Characterizations of Pseudolinear and Semi-strictly Quasilinear Functions
Vsevolod I. Ivanov
TL;DR
The paper develops a comprehensive framework for characterizing pseudolinear and semistrictly quasilinear functions in Banach spaces using Clarke-Rockafellar derivatives. It delivers a derivative-free complete characterization via a positive function $p(x,y,x^*)$ satisfying $f(y)-f(x)=p(x,y,x^*)\langle x^*,y-x\rangle$, and a Lipschitz-based derivative-free form with $b(x,y,\lambda)$ that yields $0<\lambda b(x,y,\lambda)<1$ and independence from subgradients.

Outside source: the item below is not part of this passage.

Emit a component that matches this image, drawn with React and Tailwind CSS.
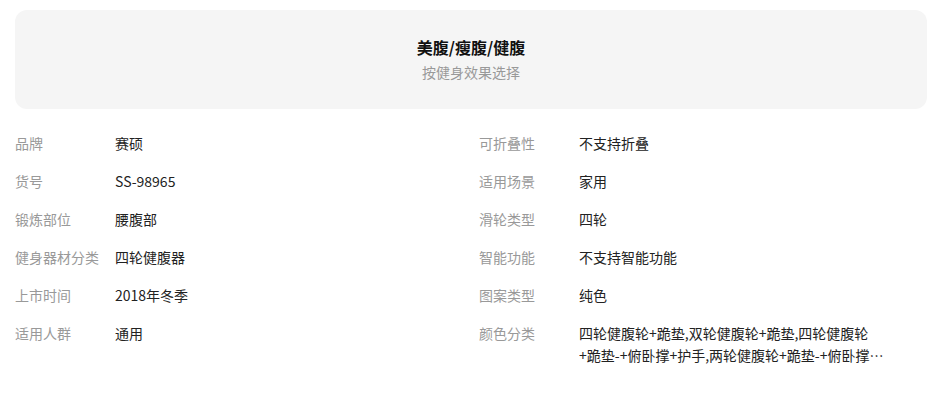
import React from 'react';

const font = { fontFamily: '"Microsoft YaHei", "Noto Sans CJK SC", "Liberation Sans", sans-serif' };

const leftRows = [
  ['品牌', '赛硕'],
  ['货号', 'SS-98965'],
  ['锻炼部位', '腰腹部'],
  ['健身器材分类', '四轮健腹器'],
  ['上市时间', '2018年冬季'],
  ['适用人群', '通用'],
];

const rightRows = [
  ['可折叠性', '不支持折叠'],
  ['适用场景', '家用'],
  ['滑轮类型', '四轮'],
  ['智能功能', '不支持智能功能'],
  ['图案类型', '纯色'],
  ['颜色分类', '四轮健腹轮+跪垫,双轮健腹轮+跪垫,四轮健腹轮+跪垫-+俯卧撑+护手,两轮健腹轮+跪垫-+俯卧撑+护手'],
];

const Row = ({ label, value }) => (
  <div className="flex items-start text-[14px] leading-[22px]">
    <div className="w-[100px] shrink-0 text-[#999]">{label}</div>
    <div className="w-[306px] text-[#222] line-clamp-2">{value}</div>
  </div>
);

const App = () => {
  return (
    <div className="w-[944px] h-[395px] bg-white pl-[15px] pr-[17px] pt-[10px]" style={font}>
      <div className="bg-[#f5f5f5] rounded-[12px] h-[99px] flex flex-col items-center pt-[25px]">
        <h2 className="text-[16px] leading-[24px] font-bold text-[#111]">美腹/瘦腹/健腹</h2>
        <p className="mt-[3px] text-[14px] leading-[20px] text-[#999]">按健身效果选择</p>
      </div>

      <div className="grid grid-cols-[464px_1fr] mt-[23px]">
        <div className="flex flex-col gap-[16px]">
          {leftRows.map(([l, v]) => (
            <Row key={l} label={l} value={v} />
          ))}
        </div>
        <div className="flex flex-col gap-[16px]">
          {rightRows.map(([l, v]) => (
            <Row key={l} label={l} value={v} />
          ))}
        </div>
      </div>
    </div>
  );
};

export default App;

It further links semistrictly quasilinear to pseudolinear by showing the necessary conditions become sufficient under semistrictly quasilinear, and provides both Fréchet differentiable and subdifferential-based criteria. The results unify and extend prior work on pseudoconvexity and quasiconvex/quasiconcave structures, offering practical, verifiable criteria for pseudolinearity in nonsmooth settings with potential applications in optimization theory.
Abstract
In this paper we obtain several new complete characterizations of pseudolinear functions. Two of the results are of first-order and one is derivative free. All results are derived in terms of the Clarke-Rockafellar subdifferential. Additionally, we prove a characterization of the semi-strictly quasilinear functions. It is similar to the derivative free characterization of the pseudolinear functions. We also find the conditions such that a semi-strictly quasilinear function become pseudolinear.